En l'espèce, il ressort des pièces du dossier que plusieurs réunions de négociation associant l’ensemble des organisations syndicales et, pour l’une d’entre elles, l’administration du travail, ont été organisées avant la signature du protocole d’accord pré-électoral du 12 décembre 2023.

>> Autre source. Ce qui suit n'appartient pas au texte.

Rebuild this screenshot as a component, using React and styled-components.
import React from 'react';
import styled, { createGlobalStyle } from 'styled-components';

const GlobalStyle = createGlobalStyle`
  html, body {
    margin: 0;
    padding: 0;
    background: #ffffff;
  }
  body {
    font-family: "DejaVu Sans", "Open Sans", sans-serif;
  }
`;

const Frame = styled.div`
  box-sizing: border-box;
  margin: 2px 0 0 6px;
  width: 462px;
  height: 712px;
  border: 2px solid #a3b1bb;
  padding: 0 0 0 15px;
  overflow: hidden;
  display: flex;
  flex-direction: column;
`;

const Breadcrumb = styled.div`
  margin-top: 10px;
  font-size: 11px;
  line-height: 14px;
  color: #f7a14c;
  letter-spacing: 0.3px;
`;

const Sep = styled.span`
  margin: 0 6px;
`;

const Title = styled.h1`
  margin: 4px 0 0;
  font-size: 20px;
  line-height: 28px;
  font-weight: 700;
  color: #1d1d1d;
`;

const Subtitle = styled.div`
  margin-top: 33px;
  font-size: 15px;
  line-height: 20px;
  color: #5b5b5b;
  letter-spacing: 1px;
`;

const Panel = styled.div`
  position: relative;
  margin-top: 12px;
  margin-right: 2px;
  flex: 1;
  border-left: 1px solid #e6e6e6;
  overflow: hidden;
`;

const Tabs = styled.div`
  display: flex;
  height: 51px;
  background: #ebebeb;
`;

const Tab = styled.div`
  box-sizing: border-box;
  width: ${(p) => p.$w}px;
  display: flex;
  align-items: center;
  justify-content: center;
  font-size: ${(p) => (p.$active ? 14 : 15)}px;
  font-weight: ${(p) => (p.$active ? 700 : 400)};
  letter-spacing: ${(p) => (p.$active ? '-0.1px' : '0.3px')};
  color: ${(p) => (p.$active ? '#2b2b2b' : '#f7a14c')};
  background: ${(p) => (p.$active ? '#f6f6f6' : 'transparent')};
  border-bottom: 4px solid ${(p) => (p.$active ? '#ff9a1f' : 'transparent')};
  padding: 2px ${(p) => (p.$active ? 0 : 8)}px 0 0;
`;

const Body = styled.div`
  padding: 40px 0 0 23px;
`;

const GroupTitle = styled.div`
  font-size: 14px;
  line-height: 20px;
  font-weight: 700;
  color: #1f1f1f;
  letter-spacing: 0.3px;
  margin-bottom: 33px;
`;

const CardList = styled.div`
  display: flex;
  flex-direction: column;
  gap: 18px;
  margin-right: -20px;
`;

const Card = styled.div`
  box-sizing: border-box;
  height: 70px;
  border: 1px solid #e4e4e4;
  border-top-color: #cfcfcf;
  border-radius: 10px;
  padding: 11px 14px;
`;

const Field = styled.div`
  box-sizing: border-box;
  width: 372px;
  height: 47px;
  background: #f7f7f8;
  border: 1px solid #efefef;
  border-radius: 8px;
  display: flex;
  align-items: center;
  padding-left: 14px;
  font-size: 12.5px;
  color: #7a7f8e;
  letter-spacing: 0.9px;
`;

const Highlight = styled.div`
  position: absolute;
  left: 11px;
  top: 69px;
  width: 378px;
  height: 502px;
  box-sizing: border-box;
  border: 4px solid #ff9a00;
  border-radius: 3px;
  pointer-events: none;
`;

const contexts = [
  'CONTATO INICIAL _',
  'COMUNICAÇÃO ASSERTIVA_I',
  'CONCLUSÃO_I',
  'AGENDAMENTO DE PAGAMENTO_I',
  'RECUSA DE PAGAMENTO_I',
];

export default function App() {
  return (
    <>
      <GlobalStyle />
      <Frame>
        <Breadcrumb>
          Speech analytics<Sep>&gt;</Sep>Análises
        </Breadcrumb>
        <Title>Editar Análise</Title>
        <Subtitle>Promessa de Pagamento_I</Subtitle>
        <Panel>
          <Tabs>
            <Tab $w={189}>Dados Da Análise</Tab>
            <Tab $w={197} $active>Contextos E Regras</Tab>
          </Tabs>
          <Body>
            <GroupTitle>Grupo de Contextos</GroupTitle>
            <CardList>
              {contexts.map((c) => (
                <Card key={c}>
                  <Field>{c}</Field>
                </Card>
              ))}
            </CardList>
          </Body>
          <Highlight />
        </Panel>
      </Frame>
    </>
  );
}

Il en ressort également que, pour contrôler l’effectif de l’entreprise, les organisations syndicales se sont vues remettre par l’employeur des fichiers reprenant l’affectation et la nature de l’emploi occupé par chaque salarié et ont également été en mesure de consulter les registres uniques du personnel, faisant apparaître l’ensemble des personnes recrutées par l’entreprise. Les échanges de courriels versés au débat par la société Esset font également apparaître que ces documents ont permis aux autres organisations syndicales de procéder elles-mêmes au calcul de l’effectif et de valider ainsi celui présenté par la direction.
Les demandeurs n’apportent quant à eux aucun élément de nature à faire présumer que ces documents ne leur permettaient pas de vérifier l’effectif de l’entreprise et notamment le nombre de salariés mis à disposition, le motif de recours aux contrats à durée déterminée et le nombre de salariés ayant quitté l’entreprise au 1er novembre 2023.

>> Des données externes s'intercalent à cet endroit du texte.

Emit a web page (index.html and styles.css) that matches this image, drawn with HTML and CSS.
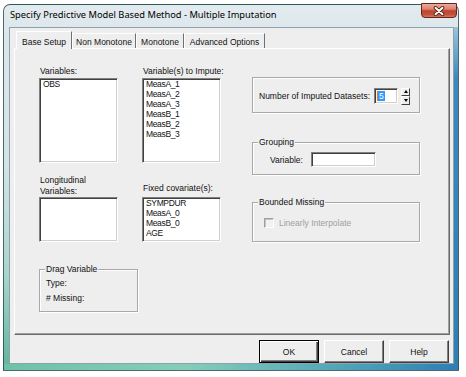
FILE: index.html
```html
<!DOCTYPE html>
<html>
<head>
<meta charset="utf-8">
<link rel="stylesheet" href="styles.css">
</head>
<body>
<div class="window">
  <div class="titlebar">
    <span class="title">Specify Predictive Model Based Method - Multiple Imputation</span>
    <div class="close">
      <svg width="14" height="10" viewBox="0 0 14 10">
        <path d="M3.5 1.8 L10.5 8.2 M10.5 1.8 L3.5 8.2" stroke="#4a1a12" stroke-width="3.6" stroke-linecap="round" fill="none"/>
        <path d="M3.5 1.8 L10.5 8.2 M10.5 1.8 L3.5 8.2" stroke="#ffffff" stroke-width="2" stroke-linecap="round" fill="none"/>
      </svg>
    </div>
  </div>
  <div class="frame-body">
    <div class="client">
      <div class="tabs">
        <div class="tab active w1">Base Setup</div>
        <div class="tab w2">Non Monotone</div>
        <div class="tab w3">Monotone</div>
        <div class="tab w4">Advanced Options</div>
      </div>
      <div class="panel">
        <div class="left">
          <div class="fields">
            <div class="field">
              <div class="lbl">Variables:</div>
              <ul class="list tall"><li>OBS</li></ul>
            </div>
            <div class="field">
              <div class="lbl">Variable(s) to Impute:</div>
              <ul class="list tall">
                <li>MeasA_1</li><li>MeasA_2</li><li>MeasA_3</li>
                <li>MeasB_1</li><li>MeasB_2</li><li>MeasB_3</li>
              </ul>
            </div>
            <div class="field">
              <div class="lbl two">Longitudinal<br>Variables:</div>
              <ul class="list short"></ul>
            </div>
            <div class="field">
              <div class="lbl fixed">Fixed covariate(s):</div>
              <ul class="list short">
                <li>SYMPDUR</li><li>MeasA_0</li><li>MeasB_0</li><li>AGE</li>
              </ul>
            </div>
          </div>
          <div class="group drag">
            <div class="gtitle">Drag Variable</div>
            <div class="gline first">Type:</div>
            <div class="gline second"># Missing:</div>
          </div>
        </div>
        <div class="right">
          <div class="group g-num">
            <span>Number of Imputed Datasets:</span>
            <div class="input num"><span class="sel">5</span></div>
            <div class="spin">
              <div class="sb"><span class="tri up"></span></div>
              <div class="sb"><span class="tri down"></span></div>
            </div>
          </div>
          <div class="group g-grp">
            <div class="gtitle">Grouping</div>
            <div class="row var-row">
              <span>Variable:</span>
              <div class="input var"></div>
            </div>
          </div>
          <div class="group g-bnd">
            <div class="gtitle">Bounded Missing</div>
            <div class="row chk-row">
              <span class="check"></span>
              <span class="dis">Linearly Interpolate</span>
            </div>
          </div>
        </div>
      </div>
      <div class="buttons">
        <div class="btn default">OK</div>
        <div class="btn">Cancel</div>
        <div class="btn">Help</div>
      </div>
    </div>
  </div>
</div>
</body>
</html>
```
FILE: styles.css
```css
html, body {
  margin: 0;
  padding: 0;
  background: #ffffff;
}
body {
  font-family: "Liberation Sans", Arial, sans-serif;
  font-size: 8.5px;
  color: #111;
}
.window {
  margin: 4px 0 0 3px;
  width: 456px;
  height: 367px;
  box-sizing: border-box;
  border: 1px solid rgba(30, 62, 78, 0.75);
  border-radius: 7px 7px 0 0;
  background: linear-gradient(180deg, #e3ebef 0px, #dbe6eb 30px, #d4e3e7 160px, #a9d5ca 270px, #5fb49c 100%);
  display: flex;
  flex-direction: column;
}
.titlebar {
  height: 22px;
  flex: none;
  display: flex;
  align-items: flex-start;
  justify-content: space-between;
  padding-left: 6px;
}
.title {
  font-family: "Noto Sans", "Liberation Sans", sans-serif;
  font-size: 9.3px;
  line-height: 12px;
  margin-top: 4px;
  color: #000;
  white-space: nowrap;
}
.close {
  width: 36px;
  height: 15px;
  margin-top: -2px;
  margin-right: 1px;
  box-sizing: border-box;
  border: 1px solid #6a2418;
  border-radius: 0 0 4px 4px;
  background: linear-gradient(180deg, #e9aa9a 0%, #d98270 40%, #bf4630 52%, #c4503a 80%, #d27a60 100%);
  display: flex;
  align-items: center;
  justify-content: center;
}
.frame-body {
  flex: 1;
  display: flex;
  padding: 0 4px 6px 5px;
  background:
    linear-gradient(90deg, #6cc2a6 0%, #86cdb8 40%, #4aa0b8 78%, #2d7fb3 100%) bottom / 100% 6px no-repeat,
    linear-gradient(180deg, #9cc3da 0%, #3b89bc 15%, #2f7fb3 100%) right / 4px 100% no-repeat;
}
.client {
  flex: 1;
  display: flex;
  flex-direction: column;
  border: 1px solid #8ea2ad;
  background: #eeeeee;
  padding: 3px 3px 0 4px;
}
.tabs {
  height: 17px;
  flex: none;
  display: flex;
  align-items: flex-end;
  padding-left: 2px;
}
.tab {
  box-sizing: border-box;
  height: 15px;
  padding-top: 3px;
  line-height: 10px;
  text-align: center;
  white-space: nowrap;
  border-top: 1px solid #ffffff;
  border-left: 1px solid #ffffff;
  border-right: 1px solid #707070;
  background: #eeeeee;
}
.tab.active {
  height: 18px;
  padding-top: 5px;
  margin-bottom: -1px;
  position: relative;
  z-index: 1;
}
.w1 { width: 56px; }
.w2 { width: 64px; }
.w3 { width: 48px; }
.w4 { width: 81px; }
.panel {
  flex: 1;
  display: flex;
  align-items: flex-start;
  box-sizing: border-box;
  border-top: 1px solid #ffffff;
  border-left: 1px solid #ffffff;
  border-right: 1px solid #696969;
  border-bottom: 1px solid #696969;
  box-shadow: inset -1px -1px 0 #a0a0a0;
}
.left {
  padding: 17px 0 0 24px;
}
.fields {
  display: grid;
  grid-template-columns: 79px 79px;
  column-gap: 24px;
  row-gap: 12px;
  align-items: end;
}
.field {
  display: flex;
  flex-direction: column;
}
.lbl {
  padding-left: 1px;
  line-height: 10px;
  margin-bottom: 2px;
  white-space: nowrap;
}
.lbl.two {
  line-height: 11px;
  margin-bottom: 0;
}
.lbl.fixed {
  margin-bottom: 4px;
}
.list {
  list-style: none;
  margin: 0;
  padding: 0 0 0 3px;
  box-sizing: border-box;
  background: #ffffff;
  border: 1px solid;
  border-color: #808080 #ffffff #ffffff #808080;
  box-shadow: inset 1px 1px 0 #404040, inset -1px -1px 0 #d4d0c8;
  line-height: 10px;
  letter-spacing: -0.35px;
  overflow: hidden;
}
.list li {
  white-space: nowrap;
}
.list.tall { height: 85px; }
.list.short { height: 45px; }
.group {
  box-sizing: border-box;
  border: 1px solid #a9a9a9;
  box-shadow: 1px 1px 0 #ffffff, inset 1px 1px 0 #ffffff;
}
.gtitle {
  display: block;
  width: fit-content;
  margin: -6px 0 0 5px;
  padding: 0 1px;
  line-height: 10px;
  background: #eeeeee;
  white-space: nowrap;
}
.drag {
  margin-top: 27px;
  width: 99px;
  height: 43px;
}
.gline {
  padding-left: 6px;
  line-height: 10px;
}
.gline.first { margin-top: 4px; }
.gline.second { margin-top: 5px; }
.right {
  margin-left: 31px;
  padding-top: 28px;
  width: 168px;
  display: flex;
  flex-direction: column;
}
.g-num {
  height: 36px;
  display: flex;
  align-items: center;
  padding: 2px 9px 0 6px;
  white-space: nowrap;
}
.input {
  box-sizing: border-box;
  background: #ffffff;
  border: 1px solid;
  border-color: #808080 #ffffff #ffffff #808080;
  box-shadow: inset 1px 1px 0 #404040, inset -1px -1px 0 #d4d0c8;
}
.num {
  width: 24px;
  height: 16px;
  margin-left: auto;
  padding: 2px 0 0 2px;
  line-height: 10px;
}
.sel {
  display: inline-block;
  background: #3399ff;
  color: #ffffff;
  padding: 0 1px;
  border-left: 1px solid #e07a30;
}
.spin {
  width: 9px;
  height: 17px;
  margin-left: 3px;
  display: flex;
  flex-direction: column;
}
.sb {
  flex: 1;
  box-sizing: border-box;
  border: 1px solid;
  border-color: #ffffff #404040 #404040 #ffffff;
  background: #eeeeee;
  display: flex;
  align-items: center;
  justify-content: center;
}
.tri {
  width: 0;
  height: 0;
  border-left: 2px solid transparent;
  border-right: 2px solid transparent;
}
.tri.up { border-bottom: 3px solid #000; }
.tri.down { border-top: 3px solid #000; }
.g-grp {
  margin-top: 29px;
  height: 33px;
}
.row {
  display: flex;
  align-items: center;
  white-space: nowrap;
}
.var-row {
  margin-top: 5px;
  padding-left: 17px;
}
.var {
  width: 65px;
  height: 15px;
  margin-left: 8px;
}
.g-bnd {
  margin-top: 27px;
  height: 40px;
}
.chk-row {
  margin-top: 11px;
  padding-left: 11px;
  gap: 5px;
  line-height: 10px;
}
.check {
  width: 10px;
  height: 10px;
  box-sizing: border-box;
  border: 1px solid;
  border-color: #a0a0a0 #ffffff #ffffff #a0a0a0;
  box-shadow: inset 1px 1px 0 #c4c4c4;
  background: #f2f2f2;
}
.dis {
  color: #a0a0a0;
}
.buttons {
  flex: none;
  display: flex;
  justify-content: flex-end;
  gap: 5px;
  margin-top: 5px;
  padding-right: 1px;
}
.btn {
  width: 60px;
  height: 23px;
  box-sizing: border-box;
  border: 1px solid;
  border-color: #ffffff #404040 #404040 #ffffff;
  box-shadow: inset -1px -1px 0 #808080;
  background: #eeeeee;
  display: flex;
  align-items: center;
  justify-content: center;
  line-height: 10px;
}
.btn.default {
  border: 1px solid #000000;
  box-shadow: inset 1px 1px 0 #ffffff, inset -1px -1px 0 #404040, inset -2px -2px 0 #808080;
}
```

Le moyen tiré de la déloyauté des négociations doit dès lors être écarté.
En ce qui concerne le calcul des effectifs
Il résulte des dispositions des articles 2314-1 et R. 2314-1 du code du travail que l’effectif théorique pour le calcul du nombre de sièges au comité social et économique devant être pourvus doit s’apprécier à la date du premier tour du scrutin. Il résulte par ailleurs des dispositions de l’article L.2314-32 du même code et des principes généraux du droit électoral qu’une irrégularité dans le déroulement des élections professionnelles n’est de nature à entraîner leur annulation que si elle en a effectivement faussé les résultats.

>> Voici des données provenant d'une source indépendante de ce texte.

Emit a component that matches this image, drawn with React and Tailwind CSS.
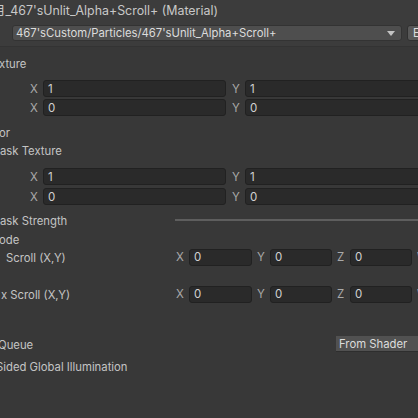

En l'espèce, s’il ressort des pièces du dossier que l’effectif des salariés retenu pour la détermination du nombre de siège au comité social et économique n’a pas varié depuis le 31 août 2023, les demandeurs n’apportent aucun élément de nature à démontrer qu’il était en réalité supérieur à 500 à la date du premier tour des élections et qu’en conséquence le nombre de siège à pourvoir aurait dû être augmenté.
Ainsi, si le procès-verbal de la commission santé, sécurité et conditions de travail du 5 décembre 2023 et du rapport de l’expert-comptable du comité social et économique du 13 mai 2024 mentionnent un effectif supérieur à 500 salariés, il ressort de ces mêmes documents que ce calcul prend en compte les apprentis et les titulaires d’un contrat de professionnalisation. Or, en application de l’article L. 1111-3 du code du travail, ces derniers ne doivent pas être pris en compte pour le calcul des effectifs de l’entreprise. En retranchant leur nombre de l’effectif global de l’entreprise, ce dernier s’avère inférieur à 500 salariés.
De la même façon, l’effectif retenu pour le calcul de la prime d’intéressement correspond, conformément aux dispositions de l’article L.130-1 du code de la sécurité sociale, « à la moyenne du nombre de personnes employées au cours de chacun des mois de l'année civile précédente ». Ainsi, l’effectif retenu pour le versement de la prime d’intéressement pour l’année 2023 mis en avant par les demandeurs correspond à l’effectif moyen de l’entreprise observé en 2022. Il ne saurait dès lors être pris en compte pour apprécier l’effectif de l’entreprise au 2 février 2024, date du premier tour des élections professionnelles.
Aucune pièce du dossier ne permet ainsi de relever, dans le calcul des effectifs de l’entreprise, d’irrégularité ayant faussé le cours des élections.
Il résulte de l’ensemble de ce qui précède que les demandes d’annulation et, par voie de conséquence, les demandes d’injonction, doivent être rejetées.
Sur la demande indemnitaire
Il n’entre pas dans les pouvoirs du juge saisi, en application de l’article L. 2314-32 du code du travail, d’une contestation en matière d’élections professionnelles, de se prononcer sur une demande de condamnation indemnitaire formée par une partie.
En toutes hypothèses, ainsi qu’il a été exposé plus haut, aucune pièce du dossier ne permet de considérer que le processus électoral a été entaché d’irrégularités de nature à porter atteinte à l’intérêt collectif de la profession représentée par les syndicats requérants.
Leur demande indemnitaire doit en conséquence être rejetée.
Sur les frais de l’instance
La société Esset n’étant pas la partie perdante, la demande présentée à son endroit au titre des frais de l’instance ne peut qu’être rejetée.
Il n’y a pas davantage lieu, dans les circonstances de l’espèce, de mettre à la charge des demandeurs une somme au titre des frais exposés par la défenderesse et non compris dans les dépens.
PAR CES MOTIFS
Le tribunal, statuant par jugement réputé contradictoire, publiquement et en dernier ressort :
Déboute le syndicat SUD commerce et services Ile de France, l’union syndicale solidaires, M [CB] [I], M [H] [W], M [VB] [KB], Mme [SE] [YH] et M [C] [YB] de l’ensemble de leurs demandes.
Déboute la société Esset de sa demande présentée en application de l’article 700 du code de procédure civile.
Et le présent jugement est signé par Vincent SIZAIRE, Vice-président et par Rose ADELAÏDE , Greffier, présents lors du prononcé.